Have you first tried building a spec that does this? Did you hit any issues? Its worth a try because I'm pretty sure this is possible without the runtime-spec and without any changes to runc.
So I must say that I tried this so far with docker only, but the conceptual problem should also exist in runc.
I used plain -v /dev:/dev -v /sys:/sys
to pass dev and sys to the container, but this required me the following (and referenced above) workarounds:
mkdir /dev.container && {
mount --rbind /dev /dev.container
mount --rbind /host-dev /dev
# Keep some devices from the containerinal /dev
keep() { mount --rbind /dev.container/$1 /dev/$1 ; }
keep shm
keep mqueue
# Keep ptmx/pts for pty creation
keep pts
mount --rbind /dev/pts/ptmx /dev/ptmx
# Use the container /dev/kvm if available
[[ -e /dev.container/kvm ]] && keep kvm
}
This is just one "workaround" of a few.
/dev
and /sys
are complicated because of how they work with namespaces. For /dev
we need to create things like /dev/pts
ourselves in order to create TTYs inside the container's mount namespace. Not to mention that you don't want to provide access to your raw disk inside a container (to be fair, the default runc
setting blocks all /dev
access, but the default Docker one lets you do some worrying stuff). /sys
(and /proc/sys
) change based on what namespaces you're in, and I'm not sure mixing them between namespaces is a great idea either.

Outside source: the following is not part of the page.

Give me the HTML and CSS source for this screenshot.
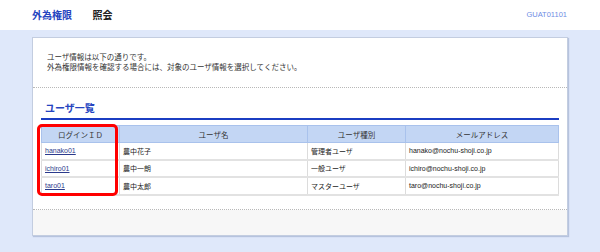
FILE: index.html
```html
<!DOCTYPE html>
<html lang="ja">
<head>
    <meta charset="UTF-8">
    <title>外為権限 照会</title>
    <link rel="stylesheet" href="styles.css">
</head>
<body>

    <div class="page-header">
        <div class="page-title">
            <span class="title-main">外為権限</span>
            <span class="title-sub">照会</span>
        </div>
        <span class="screen-id">GUAT01101</span>
    </div>

    <div class="main">
        <div class="card">
            <div class="intro">
                <p>ユーザ情報は以下の通りです。</p>
                <p>外為権限情報を確認する場合には、対象のユーザ情報を選択してください。</p>
            </div>

            <div class="section">
                <h2>ユーザ一覧</h2>
                <div class="table-wrap">
                    <table class="user-table">
                        <thead>
                            <tr>
                                <th class="col-id">ログインＩＤ</th>
                                <th class="col-name">ユーザ名</th>
                                <th class="col-type">ユーザ種別</th>
                                <th class="col-mail">メールアドレス</th>
                            </tr>
                        </thead>
                        <tbody>
                            <tr>
                                <td><a href="#">hanako01</a></td>
                                <td>農中花子</td>
                                <td>管理者ユーザ</td>
                                <td>hanako@nochu-shoji.co.jp</td>
                            </tr>
                            <tr>
                                <td><a href="#">ichiro01</a></td>
                                <td>農中一朗</td>
                                <td>一般ユーザ</td>
                                <td>ichiro@nochu-shoji.co.jp</td>
                            </tr>
                            <tr>
                                <td><a href="#">taro01</a></td>
                                <td>農中太郎</td>
                                <td>マスターユーザ</td>
                                <td>taro@nochu-shoji.co.jp</td>
                            </tr>
                        </tbody>
                    </table>
                    <div class="highlight"></div>
                </div>
            </div>

            <div class="card-footer"></div>
        </div>
    </div>

</body>
</html>
```

FILE: styles.css
```css
/* 全体 */
body {
    font-family: "Liberation Sans", "Noto Sans CJK JP", sans-serif;
    background-color: #dfe8fa;
    margin: 0;
    padding: 0;
    color: #222;
}

/* ヘッダー */
.page-header {
    height: 30px;
    background-color: #fff;
    display: flex;
    align-items: center;
    justify-content: space-between;
    padding: 0 33px 2px 32px;
    box-sizing: border-box;
}

.title-main {
    font-family: "Noto Sans CJK JP", sans-serif;
    font-size: 10px;
    font-weight: bold;
    color: #2544c0;
    margin-right: 16px;
}

.title-sub {
    font-family: "Noto Sans CJK JP", sans-serif;
    font-size: 10px;
    font-weight: bold;
    color: #222;
}

.screen-id {
    font-size: 7.5px;
    color: #6e8de4;
}

/* メイン */
.main {
    padding: 7px 32px 16px 32px;
}

.card {
    background-color: #fff;
    border: 1px solid #c3cde0;
    box-shadow: 1px 1px 1px rgba(120, 140, 180, 0.4);
}

.intro {
    padding: 14px 14px 15px 14px;
    border-bottom: 1px dotted #b8b8b8;
}

.intro p {
    margin: 0;
    font-family: "Noto Sans CJK JP", sans-serif;
    font-size: 7.5px;
    line-height: 10px;
    color: #333;
}

/* ユーザ一覧 */
.section {
    padding: 0 8px 13px 8px;
    border-bottom: 1px dotted #b8b8b8;
}

.section h2 {
    margin: 0;
    padding: 12px 0 3px 4px;
    font-family: "Noto Sans CJK JP", sans-serif;
    font-size: 10px;
    line-height: 15px;
    color: #2544c0;
    border-bottom: 2px solid #1b3dc2;
    margin-bottom: 5px;
}

.table-wrap {
    position: relative;
}

.user-table {
    width: 100%;
    border-collapse: collapse;
    font-size: 7px;
    border: 1px solid #dcdcdc;
}

.user-table th {
    background-color: #c3d6f4;
    border: 1px solid #a9c2ec;
    font-family: "Noto Sans CJK JP", sans-serif;
    font-weight: normal;
    font-size: 7.5px;
    color: #333;
    height: 16px;
    padding: 0;
}

.user-table td {
    font-family: "Liberation Sans", "Noto Sans CJK JP", sans-serif;
    border-left: 1px solid #dcdcdc;
    border-bottom: 2px solid #e2e2e2;
    padding: 0 3px;
    height: 15.5px;
    color: #222;
}

.user-table td a {
    color: #2b3a8c;
}

.col-id { width: 77px; }
.col-name { width: 187px; }
.col-type { width: 97px; }

/* 強調枠 */
.highlight {
    position: absolute;
    left: -4px;
    top: -1px;
    width: 75px;
    height: 66px;
    border: 3px solid #f00;
    border-radius: 5px;
}

.card-footer {
    height: 25px;
    background-color: #f7f7f7;
}
```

Yes, I agree that they are complicated - and that you mention it /proc
as well (maybe easier).
It doesn't make sense to mix and match those paths and arbitrary container flags - I'm speaking about a sane subset, i.e. host pid, ipc, and uts. There will still be issues i.e. with cgroups (I guess, which differ between host and container). With those flags set, I do see a value in such a high-level knob to mount hosts dev, sys and proc paths.
The main reason - and user story - for this is to allow shipping low-level tools in containers, but operate on the host - https://github.com/kubernetes/community/pull/589 goes into this direction. Also containerization of components like Cinder, gluster, or ceph.
A note on block devices - I hope that there will be a controlled way to get them into containers, and according to https://github.com/kubernetes/community/pull/805 this is also in progress.
So yes, it's difficult and complex combinations arise - but I still believe we need some standardization aroun dit to make it supportable.
Oh - And yes, docker might make some crazy stuff, maybe it can done differently here.
Some containers carry software which needs to have access to the hosts /dev and /sys trees.
Today mounting /dev and /sys is not sufficient, and a few workarounds are needed (see for example https://github.com/kubevirt/libvirt/blob/master/libvirtd.sh#L5-L42). It would be nice if runv provided a flag to mount these paths correctly inside the container, without the need for hacks. Something similar to docker's
-cpu host
et al.